■ Source data ■

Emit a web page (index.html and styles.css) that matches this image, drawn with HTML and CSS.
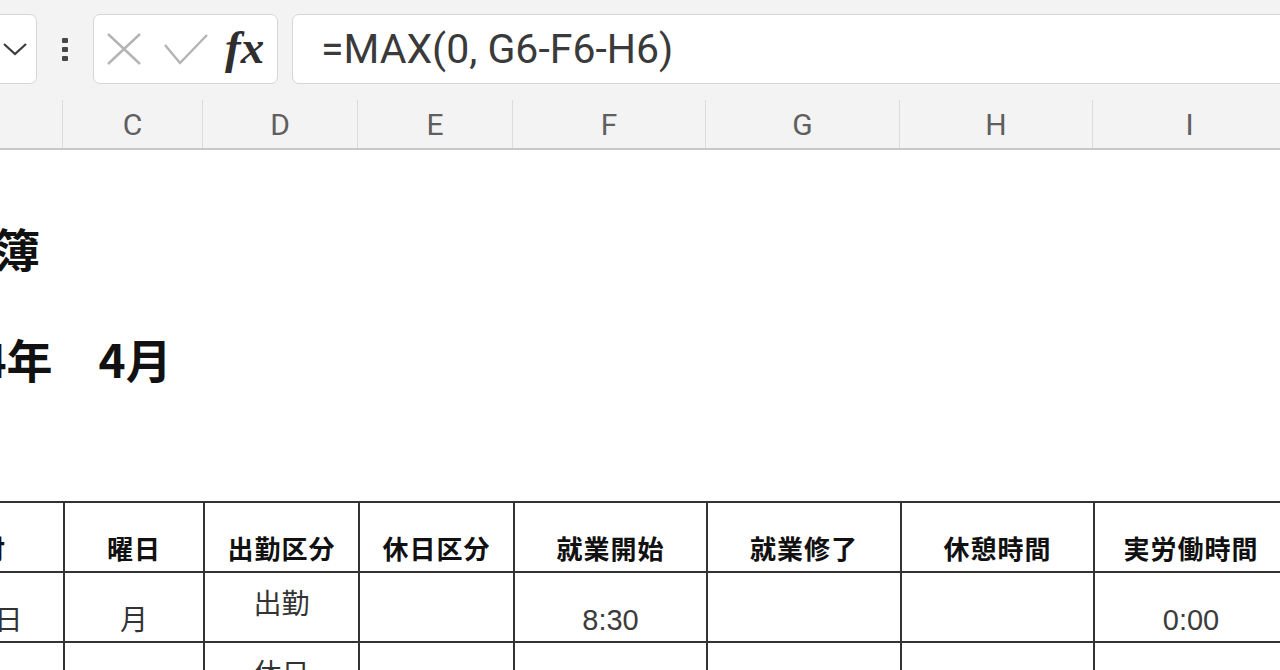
FILE: index.html
```html
<!DOCTYPE html>
<html lang="ja">
<head>
  <meta charset="UTF-8" />
  <title>出勤簿</title>
  <link rel="stylesheet" href="styles.css">
</head>
<body>

  <!-- formula bar -->
  <div class="toolbar">
    <div class="namebox">
      <svg width="26" height="16" viewBox="0 0 26 16"><polyline points="2,3 13,13 24,3" fill="none" stroke="#3c3c3c" stroke-width="2.2"/></svg>
    </div>
    <div class="grip"><span></span><span></span><span></span></div>
    <div class="fxbox">
      <svg class="icon-x" width="36" height="34" viewBox="0 0 36 34"><path d="M2 2 L34 32 M34 2 L2 32" stroke="#b4b4b4" stroke-width="2.4" fill="none"/></svg>
      <svg class="icon-ok" width="46" height="33" viewBox="0 0 46 33"><polyline points="2,12 17,30 44,2" fill="none" stroke="#b4b4b4" stroke-width="2.4"/></svg>
      <span class="fx">fx</span>
    </div>
    <div class="formula">=MAX(0, G6-F6-H6)</div>
  </div>

  <!-- column letters -->
  <div class="colheads">
    <div class="colhead w-b">B</div>
    <div class="colhead w-c">C</div>
    <div class="colhead w-d">D</div>
    <div class="colhead w-e">E</div>
    <div class="colhead w-f">F</div>
    <div class="colhead w-g">G</div>
    <div class="colhead w-h">H</div>
    <div class="colhead w-i">I</div>
  </div>

  <!-- sheet -->
  <div class="sheet">
    <div class="title">出勤簿</div>
    <div class="period">2024年　4月</div>

    <table class="grid">
      <colgroup>
        <col class="w-b"><col class="w-c"><col class="w-d"><col class="w-e">
        <col class="w-f"><col class="w-g"><col class="w-h"><col class="w-i">
      </colgroup>
      <tr class="head">
        <th>日付</th>
        <th>曜日</th>
        <th>出勤区分</th>
        <th>休日区分</th>
        <th>就業開始</th>
        <th>就業修了</th>
        <th>休憩時間</th>
        <th>実労働時間</th>
      </tr>
      <tr>
        <td>4月1日</td>
        <td>月</td>
        <td class="kind">出勤</td>
        <td></td>
        <td class="num">8:30</td>
        <td></td>
        <td></td>
        <td class="num">0:00</td>
      </tr>
      <tr>
        <td>4月2日</td>
        <td>火</td>
        <td class="kind">休日</td>
        <td></td>
        <td></td>
        <td></td>
        <td></td>
        <td></td>
      </tr>
    </table>
  </div>

</body>
</html>
```

FILE: styles.css
```css
* {
  box-sizing: border-box;
}

body {
  margin: 0;
  width: 1280px;
  height: 670px;
  overflow: hidden;
  background: #fff;
  font-family: "Noto Sans CJK JP", sans-serif;
  color: #111;
}

/* formula bar */
.toolbar {
  display: flex;
  height: 100px;
  padding: 14px 0 16px;
  background: #f3f3f3;
}

.namebox {
  width: 100px;
  margin-left: -63px;
  background: #fff;
  border: 1px solid #d6d6d6;
  border-radius: 7px;
  display: flex;
  align-items: center;
  justify-content: flex-end;
  padding-right: 8px;
}

.grip {
  width: 7px;
  margin: 0 24px 0 25px;
  display: flex;
  flex-direction: column;
  justify-content: center;
  gap: 4px;
}

.grip span {
  width: 6px;
  height: 5px;
  background: #474747;
  border-radius: 1px;
}

.fxbox {
  width: 185px;
  background: #fff;
  border: 1px solid #d6d6d6;
  border-radius: 7px;
  display: flex;
  align-items: center;
  padding-left: 12px;
}

.icon-ok {
  margin-left: 21px;
}

.fx {
  margin-left: 16px;
  font-family: "Liberation Serif", serif;
  font-style: italic;
  font-weight: 700;
  font-size: 47px;
  color: #2e2e2e;
  line-height: 1;
  margin-top: -4px;
}

.formula {
  flex: 1;
  margin-left: 14px;
  margin-right: -20px;
  padding-left: 28px;
  background: #fff;
  border: 1px solid #d6d6d6;
  border-radius: 7px;
  display: flex;
  align-items: center;
  font-family: Roboto, sans-serif;
  font-size: 41px;
  color: #3a3a3a;
}

/* column letters */
.colheads {
  display: flex;
  height: 50px;
  margin-left: -107px;
  background: #f3f3f3;
  border-bottom: 2px solid #c8c8c8;
}

.colhead {
  flex: none;
  display: flex;
  align-items: center;
  justify-content: center;
  border-right: 1px solid #dcdcdc;
  font-family: Roboto, sans-serif;
  font-size: 30px;
  color: #5f5f5f;
}

.w-b { width: 170px; }
.w-c { width: 140px; }
.w-d { width: 155px; }
.w-e { width: 155px; }
.w-f { width: 193px; }
.w-g { width: 194px; }
.w-h { width: 193px; }
.w-i { width: 194px; }

/* sheet */
.sheet {
  margin-left: -107px;
  padding-top: 74px;
}

.title,
.period {
  font-size: 46px;
  font-weight: 700;
  line-height: 1;
}

.title {
  padding-left: 9px;
}

.period {
  margin-top: 65px;
  padding-left: 5px;
}

.grid {
  margin-top: 120px;
  border-collapse: collapse;
  table-layout: fixed;
  width: 1394px;
}

.grid th,
.grid td {
  border: 2px solid #333;
  height: 70px;
  padding: 0 0 8px;
  text-align: center;
  vertical-align: bottom;
  line-height: 1.2;
}

.grid th {
  font-size: 26px;
  font-weight: 700;
  letter-spacing: 1px;
}

.grid td {
  font-size: 28px;
  color: #333;
  padding-bottom: 5px;
}

.grid td.kind {
  vertical-align: middle;
  padding: 0 0 8px;
}

.grid td.num {
  font-family: "Liberation Sans", sans-serif;
  font-size: 29px;
  color: #3c3c3c;
  padding-bottom: 3px;
}
```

■ Work required ■
All lines holding the word "index" should be picked out and copied.

■ Answer to the problem ■
Emit a web page (index.html and styles.css) that matches this image, drawn with HTML and CSS.
FILE: index.html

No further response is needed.